S'il a pu mener une carrière aussi longue, c'est aussi parce qu'il a travaillé avec le jeune cinéma français, Leos Carax ou Jacques Doillon, n'hésitant pas à casser son image bienveillante avec des rôles antipathiques, avant de s'essayer lui-même à la réalisation, avec deux courts métrages et trois longs, dont "La Plage noire".

Quand les assurances ne voulaient plus trop le couvrir au cinéma, il est revenu au théâtre. En 2009, il jouait "Minetti" de Thomas Bernard, créé au Théâtre de Vidy, et une année auparavant, il recevait le Molière du meilleur acteur pour "Le Roi Lear", alors qu'aucun César n'a jamais décoré sa cheminée.

>> De passage en Suisse en 2009 pour "Minetti", Michel Piccoli évoque au micro de Darius Rochebin sa relation aux gens, la Suisse, ses colères... :

Michel Piccoli
Pardonnez-moi - Publié le 1 mars 2009

D'autres prix en revanche ont célébré son talent, notamment Locarno qui lui décernait un Léopard d'excellence pour "Les Toits de Paris", du cinéaste kurde Hiner Salem, en 2007.

Michel Piccoli au Festival de Locarno en 2007. [Keystone - Martial Trezzini]
Michel Piccoli au Festival de Locarno en 2007. [Keystone - Martial Trezzini]

Chapitre 5
Magnifique fin de partie

Nanni Moretti le rappelle au cinéma en 2011 pour son dernier grand rôle dans "Habemus papam", où il incarne un pape fraîchement élu et torturé par la peur de ne pas être à la hauteur. Magistral, le comédien blanchi par les années met tout son savoir-faire de comédien dans ce personnage de prélat déboussolé.

Ces dernières années, Michel Piccoli regrettait que sa santé l'empêche de travailler. Dans son autobiographie parue en 2015 "J'ai vécu dans mes rêves (2015), il écrit: "On voudrait que ça ne s'arrête jamais et cela va s'arrêter. C'est très difficile. La mémoire se dégrade. Et je suis victime de cette catastrophe pour un acteur […] Parfois, je me sens très bien et je suis indigné de ne plus jouer parce que les médecins et les assurances rendent la décision de me choisir compliquée […] Certains films dans lesquels j'ai joué vont rester, mais je ne reste plus. J'aimerais ne pas mourir."

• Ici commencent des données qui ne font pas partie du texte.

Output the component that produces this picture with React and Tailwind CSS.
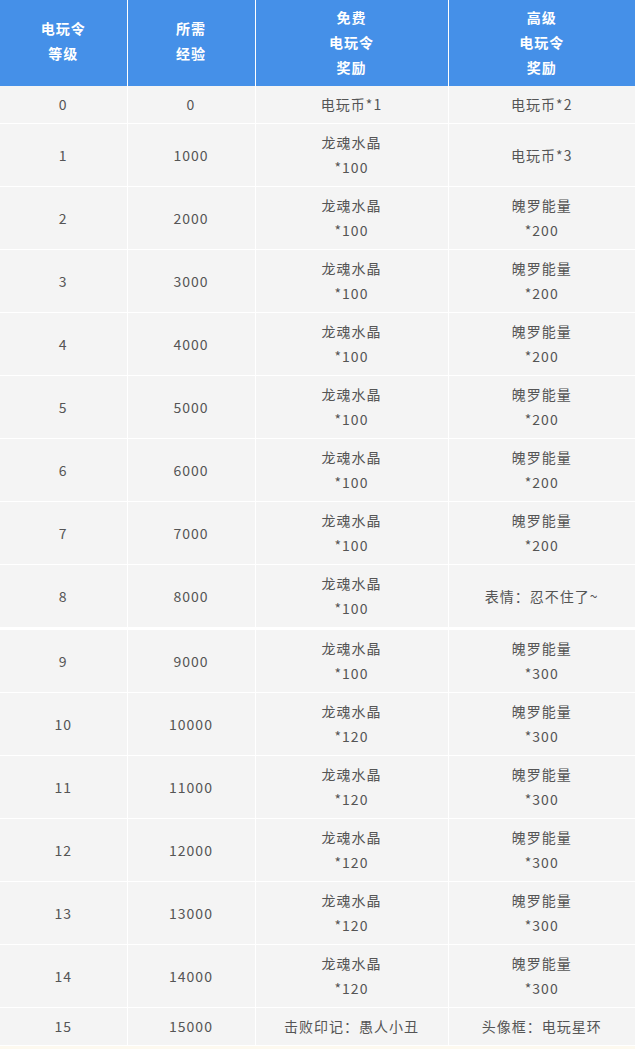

>> A écouter, un retour sur sa carrière à travers des extraits dʹinterview du comédien et de Gilles Jacob, qui lui avait consacré un livre dʹentretiens en 2015 :

Michel Piccoli en 2011 lors du Festival de Cannes. [AFP - Anne-Christine Poujoulat]AFP - Anne-Christine Poujoulat
Vertigo - Publié le 18 mai 2020

Interrogé dans le documentaire "L'Extravagant Monsieur Piccoli" sur ce qu'il aimerait qu'on retienne de lui, l'acteur avait répondu: "Michel Piccoli a aimé son métier, il l'a servi de son mieux".